Is Kubernetes necessary for SaaS deployment?
No, but it helps. For smaller SaaS apps, simpler services like AWS App Runner or Heroku provide excellent deployment automation without the complexity of managing a cluster.
How do we handle deployments for different geographical regions?
Use a "Region-by-Region" rollout. Deploy to a low-traffic region first (e.g., EU-West-3) before updating your primary regions (e.g., US-East-1). This prevents a global outage.
What is the best way to handle "Hotfixes"?
A hotfix should follow the exact same pipeline as a regular feature, just with a higher priority. Never "SSH into a server" to fix code manually; this creates environment drift that will break future deployments.
How do we ensure SOC2 compliance during deployment?

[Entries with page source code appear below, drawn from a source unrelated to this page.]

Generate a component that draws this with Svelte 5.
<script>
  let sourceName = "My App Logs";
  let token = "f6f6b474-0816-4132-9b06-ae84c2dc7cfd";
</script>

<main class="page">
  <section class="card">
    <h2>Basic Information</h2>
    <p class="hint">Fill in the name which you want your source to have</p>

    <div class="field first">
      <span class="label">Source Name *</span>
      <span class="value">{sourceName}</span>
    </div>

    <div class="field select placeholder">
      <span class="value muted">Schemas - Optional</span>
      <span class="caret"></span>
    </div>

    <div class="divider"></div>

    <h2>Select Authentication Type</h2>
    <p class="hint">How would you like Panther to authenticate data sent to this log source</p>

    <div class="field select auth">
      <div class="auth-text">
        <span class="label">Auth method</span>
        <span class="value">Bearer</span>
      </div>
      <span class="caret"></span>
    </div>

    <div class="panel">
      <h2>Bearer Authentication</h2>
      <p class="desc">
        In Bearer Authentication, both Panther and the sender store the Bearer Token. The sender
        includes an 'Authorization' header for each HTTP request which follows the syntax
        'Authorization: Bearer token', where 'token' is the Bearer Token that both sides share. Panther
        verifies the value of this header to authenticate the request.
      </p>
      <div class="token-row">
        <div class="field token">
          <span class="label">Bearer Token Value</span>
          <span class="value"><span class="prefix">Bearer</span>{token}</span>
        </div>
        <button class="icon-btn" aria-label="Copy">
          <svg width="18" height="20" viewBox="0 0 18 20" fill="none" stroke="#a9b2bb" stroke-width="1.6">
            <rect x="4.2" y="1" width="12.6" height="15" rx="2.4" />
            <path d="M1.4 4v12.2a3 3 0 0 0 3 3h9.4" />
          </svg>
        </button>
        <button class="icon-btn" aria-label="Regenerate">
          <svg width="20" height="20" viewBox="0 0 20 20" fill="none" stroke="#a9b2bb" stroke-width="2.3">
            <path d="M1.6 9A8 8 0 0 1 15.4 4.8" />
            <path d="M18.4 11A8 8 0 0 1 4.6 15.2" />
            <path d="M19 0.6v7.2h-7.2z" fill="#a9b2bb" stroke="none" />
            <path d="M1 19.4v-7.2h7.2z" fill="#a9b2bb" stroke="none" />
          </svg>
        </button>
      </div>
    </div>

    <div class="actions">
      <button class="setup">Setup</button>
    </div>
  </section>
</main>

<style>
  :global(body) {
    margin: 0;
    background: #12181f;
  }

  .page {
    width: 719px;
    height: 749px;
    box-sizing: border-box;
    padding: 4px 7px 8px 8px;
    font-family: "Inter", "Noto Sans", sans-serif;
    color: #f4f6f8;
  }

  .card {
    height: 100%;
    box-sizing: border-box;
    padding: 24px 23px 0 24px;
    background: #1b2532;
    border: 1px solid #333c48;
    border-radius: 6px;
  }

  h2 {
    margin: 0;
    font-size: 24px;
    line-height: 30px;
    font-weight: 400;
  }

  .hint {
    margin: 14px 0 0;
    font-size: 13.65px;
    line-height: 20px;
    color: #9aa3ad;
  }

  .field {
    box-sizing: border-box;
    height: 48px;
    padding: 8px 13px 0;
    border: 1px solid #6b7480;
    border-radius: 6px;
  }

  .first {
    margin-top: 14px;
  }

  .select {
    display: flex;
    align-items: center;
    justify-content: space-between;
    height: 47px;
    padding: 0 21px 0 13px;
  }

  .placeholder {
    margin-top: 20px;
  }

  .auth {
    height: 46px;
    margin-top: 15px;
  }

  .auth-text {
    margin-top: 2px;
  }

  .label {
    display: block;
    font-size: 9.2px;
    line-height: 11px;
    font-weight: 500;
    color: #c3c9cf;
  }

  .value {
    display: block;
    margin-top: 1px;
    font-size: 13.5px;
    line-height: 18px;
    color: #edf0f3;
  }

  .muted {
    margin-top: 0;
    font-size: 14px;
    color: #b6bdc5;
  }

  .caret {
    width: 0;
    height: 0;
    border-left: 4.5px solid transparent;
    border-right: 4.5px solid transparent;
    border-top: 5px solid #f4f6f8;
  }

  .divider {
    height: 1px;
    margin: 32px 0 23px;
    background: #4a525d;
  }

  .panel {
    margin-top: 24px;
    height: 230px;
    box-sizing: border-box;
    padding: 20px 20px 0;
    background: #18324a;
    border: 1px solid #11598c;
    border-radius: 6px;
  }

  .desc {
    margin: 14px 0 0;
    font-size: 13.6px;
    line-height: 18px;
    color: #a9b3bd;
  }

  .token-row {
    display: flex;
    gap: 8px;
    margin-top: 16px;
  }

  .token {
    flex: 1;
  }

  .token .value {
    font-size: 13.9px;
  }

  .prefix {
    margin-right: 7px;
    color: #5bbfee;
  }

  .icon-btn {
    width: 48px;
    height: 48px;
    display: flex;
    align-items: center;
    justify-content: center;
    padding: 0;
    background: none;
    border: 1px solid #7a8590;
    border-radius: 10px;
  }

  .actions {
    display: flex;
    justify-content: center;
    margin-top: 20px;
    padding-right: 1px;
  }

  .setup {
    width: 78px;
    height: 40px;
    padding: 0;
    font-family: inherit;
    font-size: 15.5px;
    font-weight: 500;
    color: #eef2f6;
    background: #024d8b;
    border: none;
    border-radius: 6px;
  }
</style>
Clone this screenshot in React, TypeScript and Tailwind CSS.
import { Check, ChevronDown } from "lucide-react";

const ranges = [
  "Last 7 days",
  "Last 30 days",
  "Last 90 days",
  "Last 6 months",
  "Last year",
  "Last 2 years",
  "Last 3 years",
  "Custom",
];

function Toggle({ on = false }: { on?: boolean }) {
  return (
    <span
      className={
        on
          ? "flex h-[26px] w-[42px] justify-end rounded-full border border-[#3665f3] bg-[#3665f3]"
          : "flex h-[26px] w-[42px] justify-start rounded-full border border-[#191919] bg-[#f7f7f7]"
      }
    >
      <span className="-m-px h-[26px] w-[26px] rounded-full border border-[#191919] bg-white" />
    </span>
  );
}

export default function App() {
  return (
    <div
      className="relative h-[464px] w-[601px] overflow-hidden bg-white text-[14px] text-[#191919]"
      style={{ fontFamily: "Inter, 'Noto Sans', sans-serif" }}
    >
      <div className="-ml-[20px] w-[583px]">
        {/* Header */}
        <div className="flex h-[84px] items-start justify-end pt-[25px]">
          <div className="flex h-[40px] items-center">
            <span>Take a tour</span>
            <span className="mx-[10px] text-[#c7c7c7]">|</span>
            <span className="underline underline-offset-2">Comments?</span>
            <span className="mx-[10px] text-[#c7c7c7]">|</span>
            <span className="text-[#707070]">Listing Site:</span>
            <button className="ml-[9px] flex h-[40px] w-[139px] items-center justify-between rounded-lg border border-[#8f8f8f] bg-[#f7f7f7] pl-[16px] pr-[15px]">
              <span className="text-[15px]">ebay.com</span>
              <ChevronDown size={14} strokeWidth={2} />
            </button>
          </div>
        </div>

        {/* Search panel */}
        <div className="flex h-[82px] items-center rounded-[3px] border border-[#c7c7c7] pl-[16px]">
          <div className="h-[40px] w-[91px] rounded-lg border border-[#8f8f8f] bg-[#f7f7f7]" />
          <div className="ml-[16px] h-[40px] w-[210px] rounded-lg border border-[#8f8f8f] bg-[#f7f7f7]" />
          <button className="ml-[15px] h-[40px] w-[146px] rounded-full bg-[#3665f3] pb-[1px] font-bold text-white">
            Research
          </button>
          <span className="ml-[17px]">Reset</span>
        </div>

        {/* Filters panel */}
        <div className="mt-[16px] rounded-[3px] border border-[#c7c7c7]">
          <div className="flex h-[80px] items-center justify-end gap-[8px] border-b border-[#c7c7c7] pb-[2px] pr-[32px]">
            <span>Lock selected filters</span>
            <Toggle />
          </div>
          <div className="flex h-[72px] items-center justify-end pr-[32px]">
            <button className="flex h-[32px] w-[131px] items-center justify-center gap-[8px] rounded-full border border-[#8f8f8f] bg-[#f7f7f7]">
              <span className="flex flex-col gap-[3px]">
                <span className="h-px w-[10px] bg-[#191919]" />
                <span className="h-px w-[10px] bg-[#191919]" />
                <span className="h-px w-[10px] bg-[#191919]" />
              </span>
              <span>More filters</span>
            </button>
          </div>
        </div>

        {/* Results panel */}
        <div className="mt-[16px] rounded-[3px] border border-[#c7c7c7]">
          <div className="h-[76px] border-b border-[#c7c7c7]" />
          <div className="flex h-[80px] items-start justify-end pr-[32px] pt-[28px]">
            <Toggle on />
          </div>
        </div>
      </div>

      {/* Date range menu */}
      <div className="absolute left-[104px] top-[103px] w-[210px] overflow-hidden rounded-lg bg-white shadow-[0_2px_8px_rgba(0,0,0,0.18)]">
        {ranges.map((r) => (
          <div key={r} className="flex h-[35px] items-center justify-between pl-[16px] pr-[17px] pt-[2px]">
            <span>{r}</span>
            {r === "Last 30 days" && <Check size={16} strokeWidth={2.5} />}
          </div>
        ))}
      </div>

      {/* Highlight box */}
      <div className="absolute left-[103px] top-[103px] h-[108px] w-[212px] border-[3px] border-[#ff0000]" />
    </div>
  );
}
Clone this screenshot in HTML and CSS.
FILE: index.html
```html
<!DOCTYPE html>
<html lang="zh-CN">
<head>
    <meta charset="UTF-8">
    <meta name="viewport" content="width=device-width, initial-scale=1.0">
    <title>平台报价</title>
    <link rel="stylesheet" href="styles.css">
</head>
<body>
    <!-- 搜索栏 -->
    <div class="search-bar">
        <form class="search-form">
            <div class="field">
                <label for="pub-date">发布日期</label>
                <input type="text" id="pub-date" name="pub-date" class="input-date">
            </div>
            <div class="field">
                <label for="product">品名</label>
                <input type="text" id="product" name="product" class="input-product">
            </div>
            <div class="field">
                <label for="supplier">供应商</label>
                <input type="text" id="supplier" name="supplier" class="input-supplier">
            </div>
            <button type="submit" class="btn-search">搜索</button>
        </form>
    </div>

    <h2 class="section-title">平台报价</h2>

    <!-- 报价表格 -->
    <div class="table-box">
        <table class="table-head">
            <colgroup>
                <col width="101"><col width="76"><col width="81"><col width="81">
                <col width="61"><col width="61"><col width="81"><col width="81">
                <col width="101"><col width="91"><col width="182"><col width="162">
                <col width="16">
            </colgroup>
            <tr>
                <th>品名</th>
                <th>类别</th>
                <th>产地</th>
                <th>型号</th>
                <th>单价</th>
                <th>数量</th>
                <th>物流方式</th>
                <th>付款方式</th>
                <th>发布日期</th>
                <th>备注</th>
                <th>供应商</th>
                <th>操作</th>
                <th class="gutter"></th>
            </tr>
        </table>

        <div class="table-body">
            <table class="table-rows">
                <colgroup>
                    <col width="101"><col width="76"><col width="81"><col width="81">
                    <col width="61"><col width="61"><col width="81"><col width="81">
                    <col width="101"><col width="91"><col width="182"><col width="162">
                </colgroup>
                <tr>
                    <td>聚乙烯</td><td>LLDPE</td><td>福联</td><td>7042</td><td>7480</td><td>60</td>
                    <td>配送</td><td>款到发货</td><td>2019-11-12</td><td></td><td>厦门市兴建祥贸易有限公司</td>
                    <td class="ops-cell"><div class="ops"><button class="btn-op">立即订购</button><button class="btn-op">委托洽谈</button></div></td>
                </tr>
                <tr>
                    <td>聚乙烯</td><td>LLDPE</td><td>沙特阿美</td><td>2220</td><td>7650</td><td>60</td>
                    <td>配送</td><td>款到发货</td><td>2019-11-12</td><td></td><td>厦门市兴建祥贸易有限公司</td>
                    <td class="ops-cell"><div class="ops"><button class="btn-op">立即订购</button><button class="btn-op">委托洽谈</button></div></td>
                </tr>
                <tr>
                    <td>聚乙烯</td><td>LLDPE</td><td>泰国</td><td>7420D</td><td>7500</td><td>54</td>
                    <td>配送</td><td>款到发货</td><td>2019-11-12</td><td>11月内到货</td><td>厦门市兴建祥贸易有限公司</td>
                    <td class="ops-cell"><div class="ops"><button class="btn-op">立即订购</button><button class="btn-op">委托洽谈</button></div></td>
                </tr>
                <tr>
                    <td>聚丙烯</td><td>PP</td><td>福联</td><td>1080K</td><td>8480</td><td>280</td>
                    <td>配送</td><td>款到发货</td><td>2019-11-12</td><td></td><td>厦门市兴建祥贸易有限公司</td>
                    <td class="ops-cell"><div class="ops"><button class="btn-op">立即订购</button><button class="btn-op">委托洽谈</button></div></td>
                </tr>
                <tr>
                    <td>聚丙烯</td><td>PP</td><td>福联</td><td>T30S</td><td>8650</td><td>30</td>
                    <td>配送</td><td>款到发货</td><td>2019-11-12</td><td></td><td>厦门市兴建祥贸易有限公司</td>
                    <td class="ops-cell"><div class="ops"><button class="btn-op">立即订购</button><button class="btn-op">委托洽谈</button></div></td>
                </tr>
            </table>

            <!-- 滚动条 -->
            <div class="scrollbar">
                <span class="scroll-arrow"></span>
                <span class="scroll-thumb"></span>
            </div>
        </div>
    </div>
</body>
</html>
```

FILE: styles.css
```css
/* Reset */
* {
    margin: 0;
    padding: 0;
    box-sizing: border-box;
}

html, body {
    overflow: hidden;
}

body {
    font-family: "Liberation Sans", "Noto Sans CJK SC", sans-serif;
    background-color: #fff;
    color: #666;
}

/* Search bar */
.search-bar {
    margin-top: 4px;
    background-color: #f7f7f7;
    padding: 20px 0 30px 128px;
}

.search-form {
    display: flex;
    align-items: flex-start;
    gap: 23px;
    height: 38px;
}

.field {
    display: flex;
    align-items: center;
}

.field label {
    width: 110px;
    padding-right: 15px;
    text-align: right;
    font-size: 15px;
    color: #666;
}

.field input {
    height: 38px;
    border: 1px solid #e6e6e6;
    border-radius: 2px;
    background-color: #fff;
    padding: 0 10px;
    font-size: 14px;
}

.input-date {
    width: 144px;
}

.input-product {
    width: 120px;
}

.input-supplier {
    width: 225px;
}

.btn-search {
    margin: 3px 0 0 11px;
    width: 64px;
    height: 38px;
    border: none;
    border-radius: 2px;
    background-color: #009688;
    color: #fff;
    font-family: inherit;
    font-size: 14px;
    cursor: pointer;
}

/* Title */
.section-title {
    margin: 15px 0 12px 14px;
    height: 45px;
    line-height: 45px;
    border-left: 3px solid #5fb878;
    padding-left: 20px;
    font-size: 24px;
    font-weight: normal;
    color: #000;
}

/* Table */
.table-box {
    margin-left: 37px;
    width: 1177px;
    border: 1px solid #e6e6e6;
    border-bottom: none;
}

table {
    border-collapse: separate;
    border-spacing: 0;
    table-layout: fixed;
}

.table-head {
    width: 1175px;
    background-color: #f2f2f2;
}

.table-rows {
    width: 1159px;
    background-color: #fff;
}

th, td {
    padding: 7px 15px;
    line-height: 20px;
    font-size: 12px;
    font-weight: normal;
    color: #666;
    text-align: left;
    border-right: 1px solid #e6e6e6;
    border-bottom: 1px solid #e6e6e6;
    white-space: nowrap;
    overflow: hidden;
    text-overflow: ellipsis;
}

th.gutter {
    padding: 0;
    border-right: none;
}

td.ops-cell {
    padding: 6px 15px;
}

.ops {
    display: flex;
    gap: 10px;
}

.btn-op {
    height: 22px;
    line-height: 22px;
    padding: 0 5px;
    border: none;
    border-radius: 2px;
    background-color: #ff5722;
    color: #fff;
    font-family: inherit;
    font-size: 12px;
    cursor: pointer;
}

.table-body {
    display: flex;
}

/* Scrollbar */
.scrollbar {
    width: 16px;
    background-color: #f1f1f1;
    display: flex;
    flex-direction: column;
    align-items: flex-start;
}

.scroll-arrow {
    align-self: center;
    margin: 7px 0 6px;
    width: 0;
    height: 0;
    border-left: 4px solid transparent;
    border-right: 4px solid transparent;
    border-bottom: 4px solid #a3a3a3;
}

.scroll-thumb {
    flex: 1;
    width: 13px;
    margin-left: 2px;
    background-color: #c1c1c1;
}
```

Ensure that the person who writes the code is not the same person who approves the deployment to production. Automate the logging of every change, including who authorized it and what the test results were.
Author's Insight
In my experience overseeing cloud migrations, the biggest hurdle isn't the technology—it's the culture of fear. Many teams are afraid to deploy because they don't trust their tests. My advice is simple: if it hurts, do it more often. By deploying daily, you force yourself to automate the pain away. Small, frequent changes are inherently safer than large, infrequent ones. Invest heavily in your "Rollback" speed; knowing you can undo a mistake in seconds gives your team the confidence to innovate rapidly without jeopardizing the business.
Conclusion
Optimizing your deployment process is a continuous journey of refinement rather than a one-time setup. By prioritizing infrastructure as code, adopting sophisticated rollout strategies like Canary releases, and embedding security directly into your pipelines, you create a resilient ecosystem that supports rapid growth. The most successful SaaS companies are those that treat their deployment pipeline with the same level of care as their customer-facing product. Start by automating one manual step today, and build toward a fully autonomous, self-healing delivery system.